Your objective:
Would you pull out every line of the material that contains the string "components"?

╔══

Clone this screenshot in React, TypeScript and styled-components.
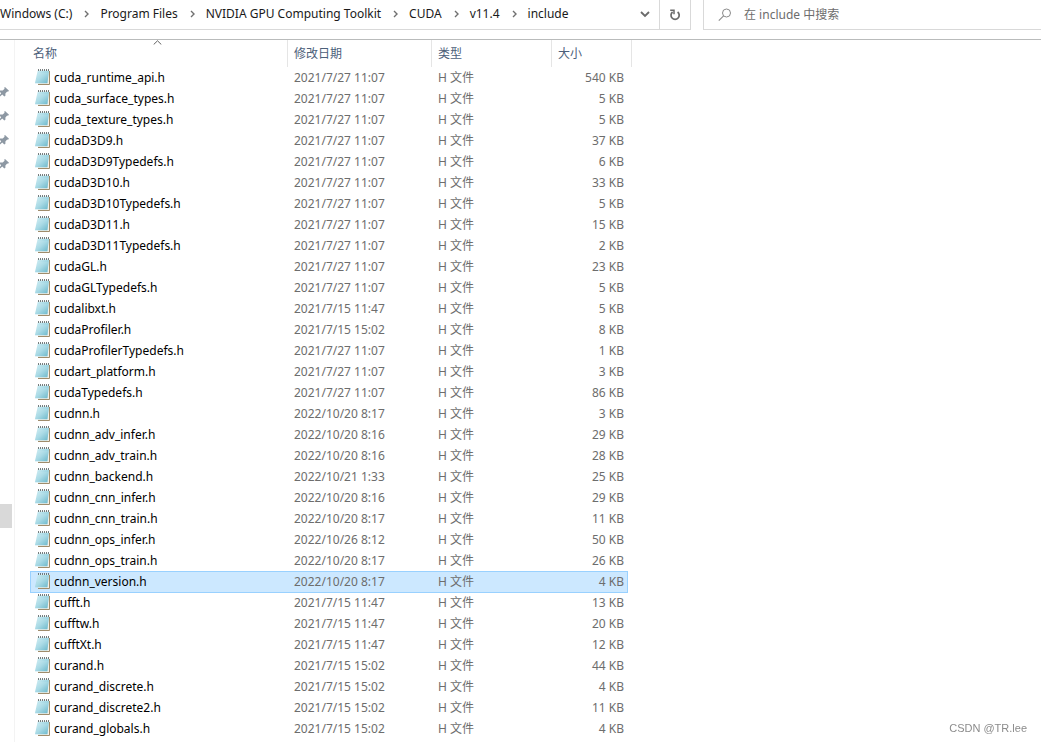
import React from "react";
import styled, { createGlobalStyle } from "styled-components";

const GlobalStyle = createGlobalStyle`
  * { box-sizing: border-box; }
  body {
    margin: 0;
    background: #fff;
    color: #000;
    font-family: "Noto Sans", "Noto Sans CJK SC", sans-serif;
    font-size: 12px;
    line-height: 16px;
  }
`;

const Window = styled.div`
  display: flex;
  flex-direction: column;
  height: 100vh;
  overflow: hidden;
`;

const Toolbar = styled.header`
  display: flex;
  flex: none;
  height: 40px;
  padding-bottom: 9px;
  border-bottom: 1px solid #b9bbbb;
`;

const AddressBar = styled.div`
  display: flex;
  flex: 0 0 691px;
  border: solid #d9d9d9;
  border-width: 0 1px 1px 0;
`;

const Breadcrumbs = styled.nav`
  display: flex;
  flex: 1;
  align-items: center;
  white-space: nowrap;
  padding-bottom: 1px;
`;

const Crumb = styled.a`
  color: #1a1a1a;
  text-decoration: none;
`;

const CrumbArrow = styled.svg`
  flex: none;
  width: 5px;
  height: 8px;
  margin: 0 11px 0 12px;
`;

const BarButton = styled.button<{ $divided?: boolean }>`
  display: flex;
  align-items: center;
  justify-content: center;
  width: ${(p) => (p.$divided ? "31px" : "28px")};
  padding: 0;
  border: 0;
  border-left: ${(p) => (p.$divided ? "1px solid #d9d9d9" : "0")};
  background: none;
`;

const SearchBox = styled.label`
  display: flex;
  flex: 1;
  align-items: center;
  gap: 12px;
  margin-left: 12px;
  padding-left: 14px;
  border: solid #d9d9d9;
  border-width: 0 0 1px 1px;
`;

const SearchInput = styled.input`
  flex: 1;
  min-width: 0;
  padding: 0;
  border: 0;
  outline: 0;
  background: none;
  font: inherit;
  &::placeholder { color: #6d6d6d; opacity: 1; }
`;

const Body = styled.div`
  display: flex;
  flex: 1;
  min-height: 0;
`;

const Sidebar = styled.aside`
  flex: 0 0 15px;
  padding-top: 40px;
  border-right: 1px solid #f3f3f3;
`;

const PinSlot = styled.div`
  display: flex;
  align-items: center;
  height: 24px;
`;

const CurrentPlace = styled.div`
  width: 12px;
  height: 24px;
  margin-top: 328px;
  background: #d9d9d9;
`;

const FilePane = styled.main`
  flex: 1;
  padding-left: 15px;
  overflow: hidden;
`;

const FileTable = styled.table`
  table-layout: fixed;
  width: 602px;
  border-collapse: separate;
  border-spacing: 0;
`;

const Heading = styled.th<{ $first?: boolean }>`
  position: relative;
  height: 27px;
  padding: ${(p) => (p.$first ? "0 3px" : "0 6px")};
  border-right: 1px solid #e5e5e5;
  color: #4c607a;
  font-weight: 400;
  text-align: left;
`;

const SortMark = styled.svg`
  position: absolute;
  top: 0;
  left: 50%;
  width: 9px;
  height: 5px;
  margin-left: -6px;
`;

const Row = styled.tr<{ $selected: boolean }>`
  --line: ${(p) => (p.$selected ? "#99d1ff" : "transparent")};
  --fill: ${(p) => (p.$selected ? "#cce8ff" : "transparent")};
`;

const Cell = styled.td<{ $kind?: "name" | "size" }>`
  height: 21px;
  padding: ${(p) => (p.$kind === "name" ? "0 4px" : p.$kind === "size" ? "0 3px 1px" : "0 6px 1px")};
  border: solid var(--line);
  border-width: 1px ${(p) => (p.$kind === "size" ? "1px" : "0")} 0 ${(p) => (p.$kind === "name" ? "1px" : "0")};
  background: var(--fill);
  box-shadow: 0 1px var(--line);
  color: #6d6d6d;
  text-align: ${(p) => (p.$kind === "size" ? "right" : "left")};
  white-space: nowrap;
`;

const FileName = styled.div`
  display: flex;
  align-items: center;
  gap: 3px;
  height: 19px;
  margin-bottom: 1px;
  color: #000;
`;

const Margin = styled.td`
  padding: 0;
`;

const Watermark = styled.footer`
  position: fixed;
  right: 14px;
  bottom: 6px;
  color: #8c8c8c;
  font-family: "Liberation Sans", sans-serif;
  font-size: 11px;
`;

const ChevronRight = () => (
  <CrumbArrow viewBox="0 0 5 8" aria-hidden="true">
    <path d="M1 1l3 3-3 3" fill="none" stroke="#707070" strokeWidth="1.4" />
  </CrumbArrow>
);

const PinIcon = () => (
  <svg width="9" height="10" viewBox="0 0 9 10" aria-hidden="true">
    <path d="M5 0L9 3.8 8 4.8 7.2 4.6 5.4 6.4 5.4 8.8 4.3 9.4 2.3 7.4 0 9.6V7.8L1.2 6.3 0 5V3.4L2.7 3.6 4.6 1.8 4.2.8z" fill="#8d98a3" />
  </svg>
);

const NotepadIcon = () => (
  <svg width="16" height="18" viewBox="0 0 16 18" aria-hidden="true">
    <defs>
      <linearGradient id="page" x1="0" y1="0" x2="1" y2="1">
        <stop offset="0" stopColor="#d3eff5" />
        <stop offset="0.5" stopColor="#9fd5e2" />
        <stop offset="1" stopColor="#4fa9c0" />
      </linearGradient>
    </defs>
    <path d="M4 2H14.5V15.5H3z" fill="#f4f1e9" />
    <path d="M14.5 2V15.5H3" fill="none" stroke="#a08c6b" />
    <path d="M2.6 2H14L12.4 14.2H0z" fill="url(#page)" />
    <path d="M2.2 5H13.4M1.8 7H13.1M1.4 9H12.9M1 11H12.6M.6 13H12.4" stroke="#d5eff4" strokeWidth="0.4" />
    <path d="M2.8 1.5H14" stroke="#e3f0f2" />
    <path d="M3 1H14" stroke="#4c5557" strokeWidth="1.4" strokeDasharray="1 1" />
  </svg>
);

const crumbs = ["Windows (C:)", "Program Files", "NVIDIA GPU Computing Toolkit", "CUDA", "v11.4", "include"];

const files: [string, string, number][] = [
  ["cuda_runtime_api.h", "2021/7/27 11:07", 540],
  ["cuda_surface_types.h", "2021/7/27 11:07", 5],
  ["cuda_texture_types.h", "2021/7/27 11:07", 5],
  ["cudaD3D9.h", "2021/7/27 11:07", 37],
  ["cudaD3D9Typedefs.h", "2021/7/27 11:07", 6],
  ["cudaD3D10.h", "2021/7/27 11:07", 33],
  ["cudaD3D10Typedefs.h", "2021/7/27 11:07", 5],
  ["cudaD3D11.h", "2021/7/27 11:07", 15],
  ["cudaD3D11Typedefs.h", "2021/7/27 11:07", 2],
  ["cudaGL.h", "2021/7/27 11:07", 23],
  ["cudaGLTypedefs.h", "2021/7/27 11:07", 5],
  ["cudalibxt.h", "2021/7/15 11:47", 5],
  ["cudaProfiler.h", "2021/7/15 15:02", 8],
  ["cudaProfilerTypedefs.h", "2021/7/27 11:07", 1],
  ["cudart_platform.h", "2021/7/27 11:07", 3],
  ["cudaTypedefs.h", "2021/7/27 11:07", 86],
  ["cudnn.h", "2022/10/20 8:17", 3],
  ["cudnn_adv_infer.h", "2022/10/20 8:16", 29],
  ["cudnn_adv_train.h", "2022/10/20 8:16", 28],
  ["cudnn_backend.h", "2022/10/21 1:33", 25],
  ["cudnn_cnn_infer.h", "2022/10/20 8:16", 29],
  ["cudnn_cnn_train.h", "2022/10/20 8:17", 11],
  ["cudnn_ops_infer.h", "2022/10/26 8:12", 50],
  ["cudnn_ops_train.h", "2022/10/20 8:17", 26],
  ["cudnn_version.h", "2022/10/20 8:17", 4],
  ["cufft.h", "2021/7/15 11:47", 13],
  ["cufftw.h", "2021/7/15 11:47", 20],
  ["cufftXt.h", "2021/7/15 11:47", 12],
  ["curand.h", "2021/7/15 15:02", 44],
  ["curand_discrete.h", "2021/7/15 15:02", 4],
  ["curand_discrete2.h", "2021/7/15 15:02", 11],
  ["curand_globals.h", "2021/7/15 15:02", 4],
];

export default function App() {
  return (
    <>
      <GlobalStyle />
      <Window>
        <Toolbar>
          <AddressBar>
            <Breadcrumbs aria-label="Path">
              {crumbs.map((name, i) => (
                <React.Fragment key={name}>
                  {i > 0 && <ChevronRight />}
                  <Crumb href="#">{name}</Crumb>
                </React.Fragment>
              ))}
            </Breadcrumbs>
            <BarButton aria-label="Previous locations">
              <svg width="10" height="7" viewBox="0 0 10 7">
                <path d="M1 1l4 4 4-4" fill="none" stroke="#6a6a6a" strokeWidth="1.8" />
              </svg>
            </BarButton>
            <BarButton $divided aria-label="Refresh">
              <svg width="12" height="12" viewBox="0 0 12 12">
                <path d="M8.6 3A4.1 4.1 0 1 1 3.6 3" fill="none" stroke="#6a6a6a" strokeWidth="1.7" />
                <path d="M1.2 1.2H5V5.2" fill="none" stroke="#6a6a6a" strokeWidth="1.5" />
              </svg>
            </BarButton>
          </AddressBar>
          <SearchBox>
            <svg width="14" height="14" viewBox="0 0 14 14" aria-hidden="true">
              <circle cx="8.5" cy="5" r="4" fill="none" stroke="#8a8a8a" />
              <path d="M5.6 7.9L.8 12.7" stroke="#8a8a8a" strokeWidth="1.1" />
            </svg>
            <SearchInput type="text" aria-label="在 include 中搜索" placeholder="在 include 中搜索" />
          </SearchBox>
        </Toolbar>
        <Body>
          <Sidebar>
            {[0, 1, 2, 3].map((n) => (
              <PinSlot key={n}>
                <PinIcon />
              </PinSlot>
            ))}
            <CurrentPlace />
          </Sidebar>
          <FilePane>
            <FileTable>
              <colgroup>
                <col width="258" />
                <col width="144" />
                <col width="120" />
                <col width="76" />
                <col width="4" />
              </colgroup>
              <thead>
                <tr>
                  <Heading $first>
                    名称
                    <SortMark viewBox="0 0 9 5" aria-hidden="true">
                      <path d="M.7 4.5L4.5.8l3.8 3.7" fill="none" stroke="#606060" />
                    </SortMark>
                  </Heading>
                  <Heading>修改日期</Heading>
                  <Heading>类型</Heading>
                  <Heading colSpan={2}>大小</Heading>
                </tr>
              </thead>
              <tbody>
                {files.map(([name, date, size]) => (
                  <Row key={name} $selected={name === "cudnn_version.h"}>
                    <Cell $kind="name">
                      <FileName>
                        <NotepadIcon />
                        {name}
                      </FileName>
                    </Cell>
                    <Cell>{date}</Cell>
                    <Cell>H 文件</Cell>
                    <Cell $kind="size">{size} KB</Cell>
                    <Margin />
                  </Row>
                ))}
              </tbody>
            </FileTable>
          </FilePane>
        </Body>
        <Watermark>CSDN @TR.lee</Watermark>
      </Window>
    </>
  );
}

╚══

Response to the exercise:
Clone this screenshot in React, TypeScript and styled-components.
import styled, { createGlobalStyle } from "styled-components";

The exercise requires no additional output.